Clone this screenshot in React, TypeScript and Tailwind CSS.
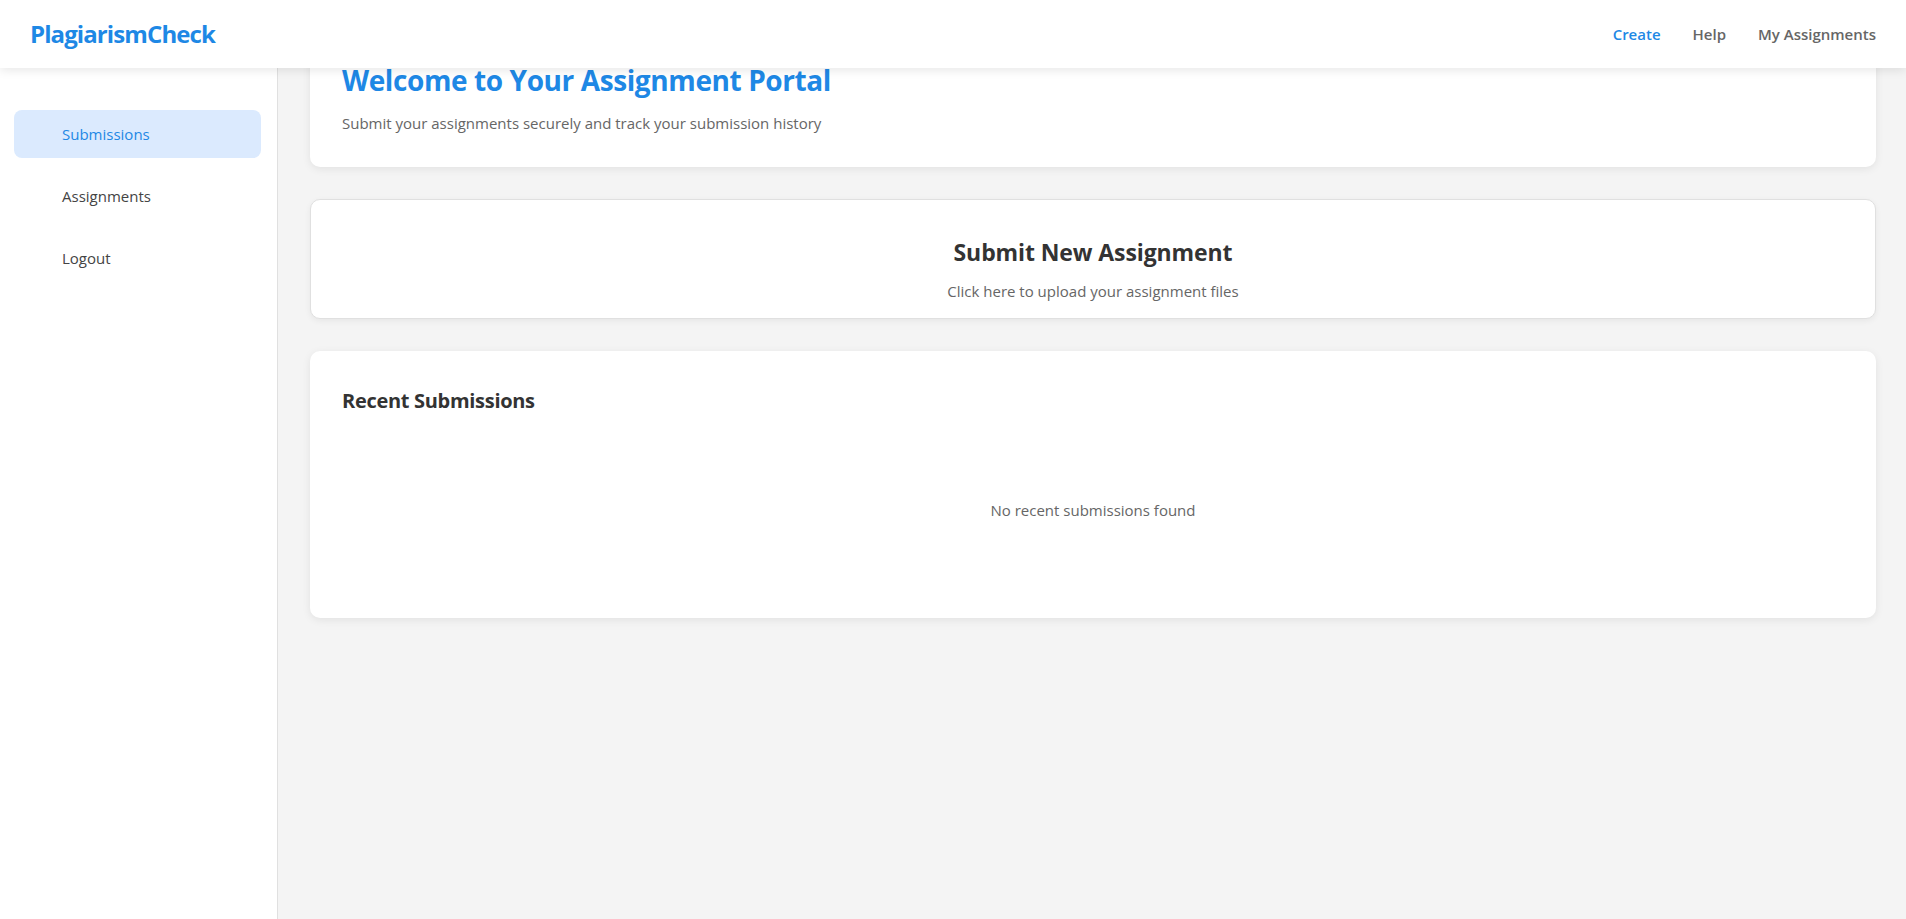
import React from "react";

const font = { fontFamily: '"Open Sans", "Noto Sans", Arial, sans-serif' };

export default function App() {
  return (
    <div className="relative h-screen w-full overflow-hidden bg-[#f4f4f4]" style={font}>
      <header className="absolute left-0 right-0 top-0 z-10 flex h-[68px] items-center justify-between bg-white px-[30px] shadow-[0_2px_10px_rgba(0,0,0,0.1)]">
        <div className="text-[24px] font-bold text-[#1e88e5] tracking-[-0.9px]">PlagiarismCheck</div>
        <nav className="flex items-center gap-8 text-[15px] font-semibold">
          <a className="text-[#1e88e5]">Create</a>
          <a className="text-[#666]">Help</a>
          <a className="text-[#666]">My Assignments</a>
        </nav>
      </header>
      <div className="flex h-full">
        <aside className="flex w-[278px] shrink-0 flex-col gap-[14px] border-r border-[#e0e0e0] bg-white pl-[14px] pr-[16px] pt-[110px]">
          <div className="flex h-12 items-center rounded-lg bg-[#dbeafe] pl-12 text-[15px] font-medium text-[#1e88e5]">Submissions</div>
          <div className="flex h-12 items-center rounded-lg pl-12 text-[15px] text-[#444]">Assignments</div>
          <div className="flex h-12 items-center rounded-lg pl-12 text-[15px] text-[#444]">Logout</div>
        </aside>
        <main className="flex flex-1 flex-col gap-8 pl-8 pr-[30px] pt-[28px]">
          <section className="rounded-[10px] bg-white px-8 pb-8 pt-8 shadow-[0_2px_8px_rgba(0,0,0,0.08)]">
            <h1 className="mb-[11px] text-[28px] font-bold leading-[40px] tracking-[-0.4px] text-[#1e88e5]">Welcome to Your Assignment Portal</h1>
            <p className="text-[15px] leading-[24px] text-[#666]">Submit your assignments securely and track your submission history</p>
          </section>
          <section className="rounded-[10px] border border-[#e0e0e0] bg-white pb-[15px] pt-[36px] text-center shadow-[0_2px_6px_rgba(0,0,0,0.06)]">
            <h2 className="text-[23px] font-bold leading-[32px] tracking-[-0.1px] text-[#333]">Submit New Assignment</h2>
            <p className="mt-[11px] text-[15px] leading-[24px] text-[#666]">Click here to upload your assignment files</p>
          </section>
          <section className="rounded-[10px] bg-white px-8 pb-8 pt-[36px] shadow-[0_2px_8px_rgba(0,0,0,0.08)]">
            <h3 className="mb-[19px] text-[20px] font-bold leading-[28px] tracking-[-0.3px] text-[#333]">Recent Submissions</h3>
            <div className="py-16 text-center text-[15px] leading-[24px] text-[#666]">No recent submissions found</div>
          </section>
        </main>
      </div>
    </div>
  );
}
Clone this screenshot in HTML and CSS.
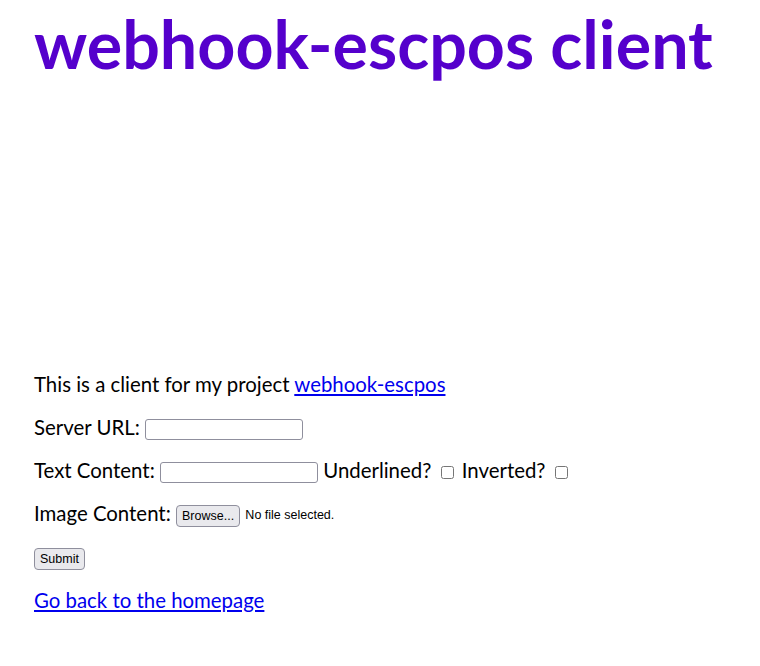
********
Pull out all lines in the data above that include "this".

The answer →
Clone this screenshot in React, TypeScript and Tailwind CSS.
Clone this screenshot in HTML and CSS.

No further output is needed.